Communist production quotas, financial meltdown and the rise of the Russian oligarch - Mikhail Tretyakov has seen it all.
His 50 years of service at the giant steelworks in Nizhny Tagil in the Ural mountains span the post-Soviet turmoil that dragged an industrial behemoth to the edge of bankruptcy.
"The situation was the same all over Russia. Then, it wasn't a simple question of economics," Mr Tretyakov, a decorated engineer and adviser to the plant's managing director, said.
Around a decade later, it's profits that count.
Mittal Steel and Arcelor's creation of a new world steel giant three times bigger than its nearest rival has shaken up a sector revitalised by a China-led surge in demand.
Analysts expect more consolidation and believe Evraz Group, which acquired the Nizhny Tagil plant in 1998 on its way to becoming Russia's largest steel maker, could drive the trend in Russia.
The company has a fresh advantage: it can now call on the financial clout of the country's richest man to help bring the 65-year-old mill in Nizhny Tagil into the modern age.
Roman Abramovich's investment arm, Millhouse LLC, last month agreed to acquire a 41 percent stake in London-listed Evraz in a deal analysts valued at £1.7 billion.
The billionaire owner of Premiership football champions Chelsea, who made his fortune in oil and aluminium, has already played a role in Kremlin moves to corral strategic assets after selling his stake in oil company Sibneft to state gas monopoly Gazprom last year.
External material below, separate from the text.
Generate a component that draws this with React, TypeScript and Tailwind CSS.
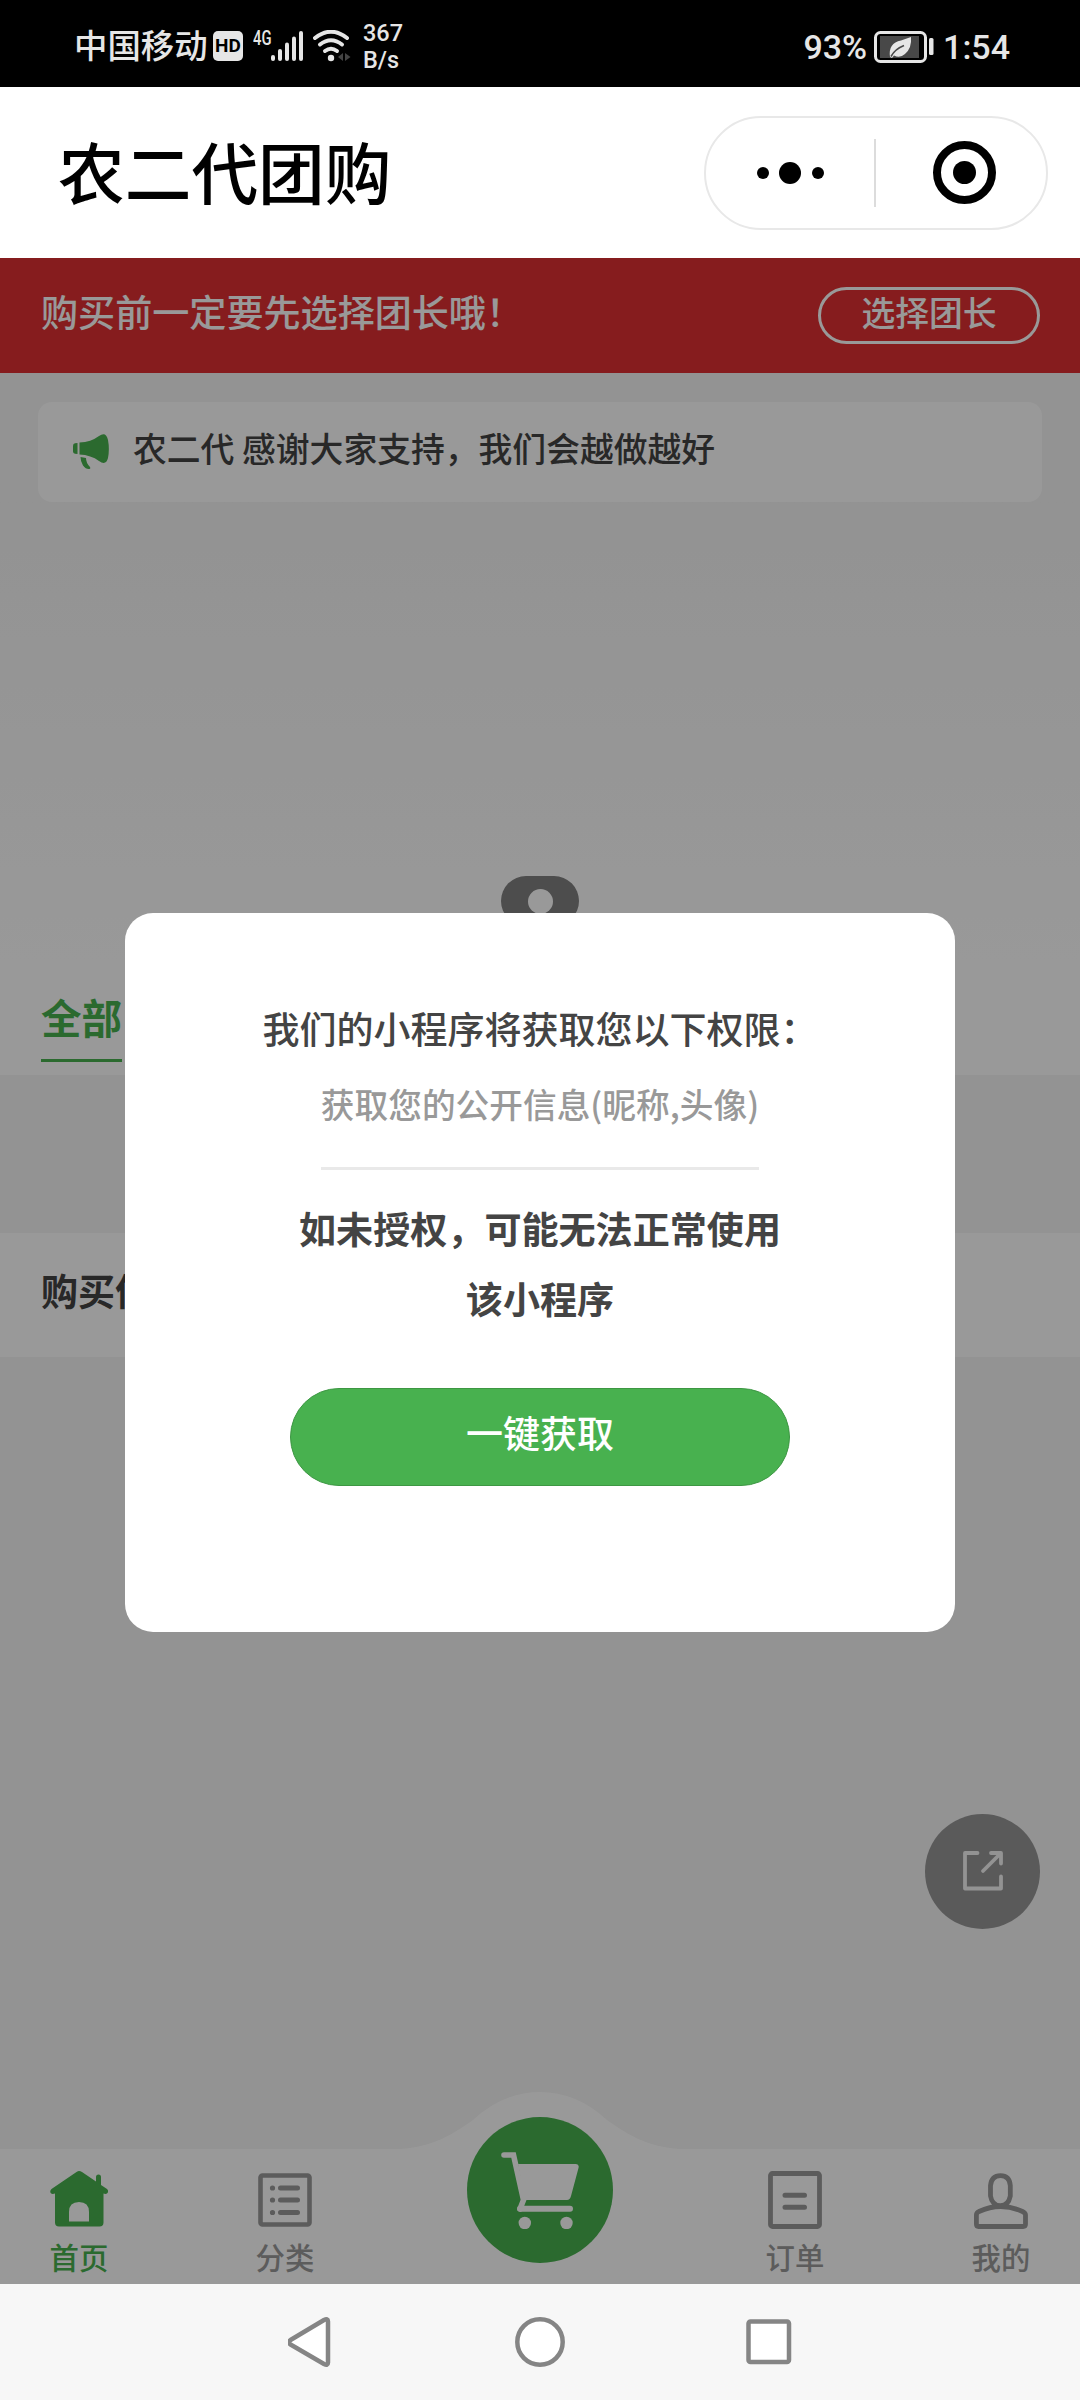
import type { ReactNode } from "react";

const HomeIcon = () => (
  <svg viewBox="0 0 58 56" className="w-[58px] h-[56px]" fill="currentColor">
    <path d="M29 0 Q30.500 0 32 1 L46 10.500 V6 Q46 3.500 48.500 3.500 Q51 3.500 51 6 V14 L57 18 Q59 20 57.500 22 Q56 23.500 53.500 22.500 V51.500 Q53.500 55.500 49.500 55.500 H9 Q5 55.500 5 51.500 V22.500 Q2 23.500 .7 22 Q-.5 20 1.500 18 L26.500 1 Q28 0 29 0 Z M19 50.500 H39 V41 Q39 31 29 31 Q19 31 19 41 Z" fillRule="evenodd" />
  </svg>
);

const ListIcon = () => (
  <svg viewBox="0 0 54 56" className="w-[54px] h-[56px]" fill="none" stroke="currentColor" strokeLinecap="round">
    <rect x="2.500" y="4.500" width="49" height="49" rx="2" strokeWidth="4.600" />
    <path d="M22.500 17 H39.500 M22.500 29 H39.500 M22.500 41.500 H39.500" strokeWidth="5" />
    <path d="M14.500 17 h.01 M14.500 29 h.01 M14.500 41.500 h.01" strokeWidth="5.200" />
  </svg>
);

const OrderIcon = () => (
  <svg viewBox="0 0 54 58" className="w-[54px] h-[58px]" fill="none" stroke="currentColor" strokeLinecap="round">
    <rect x="2.500" y="2.500" width="49" height="53" rx="2" strokeWidth="4.800" />
    <path d="M17 24.300 H36.500 M17 36.300 H36.500" strokeWidth="5" />
  </svg>
);

const UserIcon = () => (
  <svg viewBox="0 0 54 58" className="w-[54px] h-[58px]" fill="none" stroke="currentColor" strokeWidth="4.800">
    <path d="M16.500 14.500 Q17.500 4.700 26.500 4.700 Q35.500 4.700 36.300 14.500 V25 Q34.500 34.500 26.500 34.700 Q18 34.500 16.500 25 Z" />
    <path d="M4.500 55.500 Q2.400 55.500 2.400 53 V44 Q2.500 41.500 5 40.500 Q26.500 30.500 48.500 40.500 Q51.500 42 51.500 44 V53 Q51.500 55.500 49 55.500 Z" />
  </svg>
);

const CartIcon = () => (
  <svg viewBox="0 0 78 77" className="w-[78px] h-[77px]" fill="none" stroke="#fff" strokeLinecap="round">
    <path d="M3 3 H12.500 L22.500 48 L19 57" strokeWidth="5.600" />
    <path d="M17 12 H75 Q78.500 12.500 77.500 16 L70 44 Q69 48 66 48 H24 Z" fill="#fff" stroke="none" />
    <path d="M19 56.800 H69" strokeWidth="6" />
    <circle cx="23.800" cy="71" r="6.200" fill="#fff" stroke="none" />
    <circle cx="65.500" cy="71" r="6.200" fill="#fff" stroke="none" />
  </svg>
);

const MegaphoneIcon = () => (
  <svg viewBox="0 0 36 36" className="w-[36px] h-[36px]" fill="#48b14f">
    <path d="M0 12 Q0 9.500 2 9.300 L4.500 9 V20 L2 19.700 Q0 19.500 0 17.500 Z" />
    <path d="M6.500 8.500 Q18 8 26 2 Q33 -3 35 6 Q36.700 15 35 24 Q33 32 26 27 Q18 21 6.500 20.500 Z" />
    <path d="M7.500 23 L13 24 Q13 29 17 33 Q18 34.500 16.500 35 Q13 35.500 10 31.500 Q7.500 27.500 7.500 23 Z" />
  </svg>
);

type Tab = { label: string; icon: ReactNode; active?: boolean };

const leftTabs: Tab[] = [
  { label: "首页", icon: <HomeIcon />, active: true },
  { label: "分类", icon: <ListIcon /> },
];

const rightTabs: Tab[] = [
  { label: "订单", icon: <OrderIcon /> },
  { label: "我的", icon: <UserIcon /> },
];

function StatusBar() {
  return (
    <div className="flex h-[87px] items-center justify-between bg-black pl-[74px] pr-[70px] text-[#e6e6e6]">
      <div className="flex items-center">
        <span className="w-[134px] text-[33.4px] leading-[50px] font-medium whitespace-nowrap">中国移动</span>
        <span className="ml-[5px] mt-[5px] flex h-[30px] w-[30px] items-center justify-center rounded-[5px] bg-[#e6e6e6] font-[Roboto] text-[19px] leading-[30px] font-bold text-black">
          HD
        </span>
        <span className="ml-[10px] mb-[4px] h-[32px] w-[18px] origin-left scale-x-[0.74] font-[Roboto] text-[20px] leading-[24px] font-medium">
          4G
        </span>
        <svg viewBox="0 0 33 32" className="mt-[5px] h-[32px] w-[33px]" fill="#e6e6e6">
          <rect x="0" y="25" width="4" height="6" rx="2" />
          <rect x="7" y="19" width="4" height="12" rx="2" />
          <rect x="14" y="12.500" width="4" height="18.500" rx="2" />
          <rect x="21" y="6.500" width="4" height="24.500" rx="2" />
          <rect x="28" y="1" width="4" height="30" rx="2" />
        </svg>
        <svg viewBox="0 0 38 32" className="ml-[9px] mt-[5px] h-[32px] w-[38px]" fill="none" stroke="#e6e6e6" strokeWidth="4" strokeLinecap="round">
          <path d="M2 8 Q18 -4.500 34 8" />
          <path d="M7 14.500 Q18 6 29 14.500" />
          <path d="M12 21 Q18 16.500 24 21" />
          <circle cx="18" cy="28" r="3.200" fill="#e6e6e6" stroke="none" />
          <path d="M30 23 V31 L25 27 Z M32 23 V31 L37.500 27 Z" fill="#444" stroke="none" />
        </svg>
        <div className="ml-[12px] mt-[6px] flex flex-col font-[Roboto] text-[23.5px] leading-[27px] font-medium">
          <span>367</span>
          <span>B/s</span>
        </div>
      </div>
      <div className="flex items-center pt-[6px] font-[Roboto] text-[34px] leading-[40px] font-medium">
        <span>93%</span>
        <svg viewBox="0 0 60 32" className="ml-[7px] h-[32px] w-[60px]">
          <rect x="1.500" y="1.500" width="50" height="29" rx="5" fill="none" stroke="#e6e6e6" strokeWidth="3" />
          <rect x="6" y="5" width="39" height="22" fill="#484848" />
          <path d="M16 26 Q14 12 27 9.500 L37 6 Q38 17 31 23 Q26 27.500 20 24.500 L18 27 Z" fill="#e6e6e6" />
          <path d="M17 25.500 Q21 18 30 14.500" fill="none" stroke="#484848" strokeWidth="1.600" />
          <rect x="55" y="7" width="4.500" height="17" rx="1.500" fill="#e6e6e6" />
        </svg>
        <span className="ml-[9px]">1:54</span>
      </div>
    </div>
  );
}

function TitleBar() {
  return (
    <div className="flex h-[171px] items-center justify-between bg-white pl-[58px] pr-8">
      <h1 className="pb-[5px] text-[66.7px] leading-[80px] font-medium text-black">农二代团购</h1>
      <div className="flex h-[114px] w-[344px] items-center rounded-full border-2 border-[#e8e8e8]">
        <div className="flex w-[168px] items-center justify-center gap-[10.5px]">
          <span className="h-3 w-3 rounded-full bg-black" />
          <span className="h-[22px] w-[22px] rounded-full bg-black" />
          <span className="h-3 w-3 rounded-full bg-black" />
        </div>
        <div className="h-[68px] w-[2px] bg-[#dcdcdc]" />
        <div className="ml-[57px] flex h-[63px] w-[63px] items-center justify-center rounded-full border-8 border-black">
          <span className="h-[23px] w-[23px] rounded-full bg-black" />
        </div>
      </div>
    </div>
  );
}

function TabGroup({ tabs }: { tabs: Tab[] }) {
  return (
    <div className="flex gap-[148px]">
      {tabs.map((tab) => (
        <div
          key={tab.label}
          className={`flex w-[58px] flex-col items-center pt-[22px] ${tab.active ? "text-[#48b14f]" : "text-[#999]"}`}
        >
          <div className="h-[58px]">{tab.icon}</div>
          <span className="mt-[7px] text-[29.4px] leading-[40px] font-medium whitespace-nowrap">{tab.label}</span>
        </div>
      ))}
    </div>
  );
}

function TabBar() {
  return (
    <div className="relative mt-auto h-[135px] shrink-0 bg-white">
      <svg viewBox="0 0 310 60" className="absolute -top-[57px] left-[385px] h-[60px] w-[310px]" fill="#fff">
        <path d="M0 57.500 C45 57.500 65 44 88 28 Q118 0 155 0 Q192 0 222 28 C245 44 265 57.500 310 57.500 V60 H0 Z" />
      </svg>
      <div className="flex h-full justify-between px-[50px]">
        <TabGroup tabs={leftTabs} />
        <TabGroup tabs={rightTabs} />
      </div>
      <div className="absolute -top-[32px] left-[467px] flex h-[146px] w-[146px] items-center justify-center rounded-full bg-[#48b14f]">
        <CartIcon />
      </div>
    </div>
  );
}

function AuthModal() {
  return (
    <div className="absolute inset-0 flex items-start justify-center bg-black/40 pt-[655px]">
      <div className="flex h-[719px] w-[830px] flex-col items-center rounded-[28px] bg-white pt-[87px] text-[#444]">
        <p className="text-[37px] leading-[56px] font-medium">我们的小程序将获取您以下权限：</p>
        <p className="mt-[20px] border-b-[3px] border-[#e9e9e9] pb-[35px] text-[33.7px] leading-[56px] font-medium text-[#999]">
          获取您的公开信息(昵称,头像)
        </p>
        <p className="mt-[23px] w-[490px] text-center text-[37.1px] leading-[70px] font-bold">
          如未授权，可能无法正常使用该小程序
        </p>
        <button className="mt-[55px] flex h-[98px] w-[500px] items-center justify-center rounded-full border border-[#3d9743] bg-[#48b14f] pb-[8px] text-[37px] font-medium text-white">
          一键获取
        </button>
      </div>
    </div>
  );
}

function NavBar() {
  return (
    <div className="flex h-[116px] items-center justify-center bg-[#f7f7f7] text-[#858585]">
      <svg viewBox="0 0 504 52" className="h-[52px] w-[504px]" fill="#fff" stroke="currentColor" strokeWidth="4.500" strokeLinejoin="round">
        <path d="M2.500 24 L36 4 Q40 2 40 5.500 V46.500 Q40 50 36 48 L2.500 28.500 Q-.5 26 2.500 24 Z" />
        <circle cx="252" cy="26" r="22.700" />
        <rect x="460.500" y="5.500" width="40.500" height="40.500" rx="2" />
      </svg>
    </div>
  );
}

export default function App() {
  return (
    <div className="h-[2400px] w-[1080px] overflow-hidden bg-white font-['Noto_Sans_CJK_SC',sans-serif]">
      <StatusBar />
      <TitleBar />
      <div className="relative flex h-[2026px] flex-col overflow-hidden bg-[#f5f5f5] text-[#444]">
        {/* Pick a group leader */}
        <div className="flex h-[115px] items-center justify-between bg-[#df3032] pl-[41px] pr-10 text-white">
          <span className="pb-[10px] text-[37.1px] leading-[50px] font-medium">购买前一定要先选择团长哦！</span>
          <span className="flex h-[57px] w-[222px] items-center justify-center rounded-full border-[3px] border-white pb-[8px] text-[33.8px] leading-none font-medium">
            选择团长
          </span>
        </div>

        {/* Notice */}
        <div className="mx-[38px] mt-[29px] flex h-[100px] items-center rounded-[14px] bg-white pl-[35px]">
          <MegaphoneIcon />
          <span className="ml-[24px] pb-[8px] text-[33.8px] leading-[50px] font-medium">
            农二代 感谢大家支持，我们会越做越好
          </span>
        </div>

        {/* Banner and category tabs */}
        <div className="flex h-[573px] flex-col items-start bg-linear-to-b from-[#f5f5f5] to-white to-80% pt-[374px] pl-[41px]">
          <div className="ml-[460px] flex h-[50px] w-[78px] items-center justify-center rounded-full bg-[#808080]">
            <span className="h-[25px] w-[25px] rounded-full bg-white" />
          </div>
          <span className="mt-[61px] h-[75px] border-b-[3px] border-[#48b14f] text-[40.5px] leading-[60px] font-bold text-[#48b14f]">
            全部
          </span>
        </div>

        <div className="mt-[158px] flex h-[124px] items-center bg-white pb-[8px] pl-[41px] text-[37px] font-bold">购买件</div>

        <div className="absolute top-[1556px] left-[925px] flex h-[115px] w-[115px] items-center justify-center rounded-full bg-[#969696] pb-[2px]">
          <svg viewBox="0 0 40 40" className="h-10 w-10" fill="none" stroke="#f5f5f5" strokeWidth="3.800" strokeLinecap="round" strokeLinejoin="round">
            <path d="M14.500 2 H2 V37.500 H38 V25.500" />
            <path d="M28 2 H38 V12.500 M37 3 L20 20" />
          </svg>
        </div>

        <TabBar />
        <AuthModal />
      </div>
      <NavBar />
    </div>
  );
}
Steel, say analysts, could be next.
"His political influence could be a catalyst for consolidation in the sector," UralSib Bank metals analyst Kirill Chuiko said.
In the centre of Nizhny Tagil, the rusting shell of the town's original steel plant stands as an open-air memorial to the birth of heavy industry in the Ural mountains.
"It's the father of today's NTMK," said a guide at the old plant, using the four-letter abbreviation by which the modern plant is known, as sunlight streamed through gaps in the wall of a blast furnace built in 1725.
The city of Nizhny Tagil was founded three years earlier around an iron ore deposit Evraz still mines today.
Nearly 10 percent of the city's 360,000 people work in the modern steel plant for an average monthly wage of 13,000 roubles (£265).
NTMK, one of three Rus-sian steel mills owned by Evraz, produces about 5.5 million tonnes a year of crude steel. Last year, the group produced nearly 14 million tonnes.
There are no plans to increase output.
"Our main task today is not to increase production. It's to go all for modernisation," NTMK public relations director Alexander Baziyan said. Behind him, German-built robots lift gleaming steel wheels that will be fixed to railway carriages across Russia.
NTMK's state-of-the-art wheel shop opened in 2004 and a second line will start next year. The plant will also use some of Evraz Group's $435 million capital expenditure budget this year to upgrade a blast furnace and build a new coke battery.
As well as wheels, NTMK is a leading producer of the rails on which they run, while a kilometre-long rolling mill shapes thick steel beams used in construction.
But signs commemorating last year's 65-year jubilee are a reminder this is not a modern steel plant.
"Evraz plants are old, so there's lots to do to make ourselves competitive," Baziyan said.
The company can supply 75-85 percent of its iron ore after acquiring mines in the Urals and Siberia, reducing exposure to record-high raw material prices.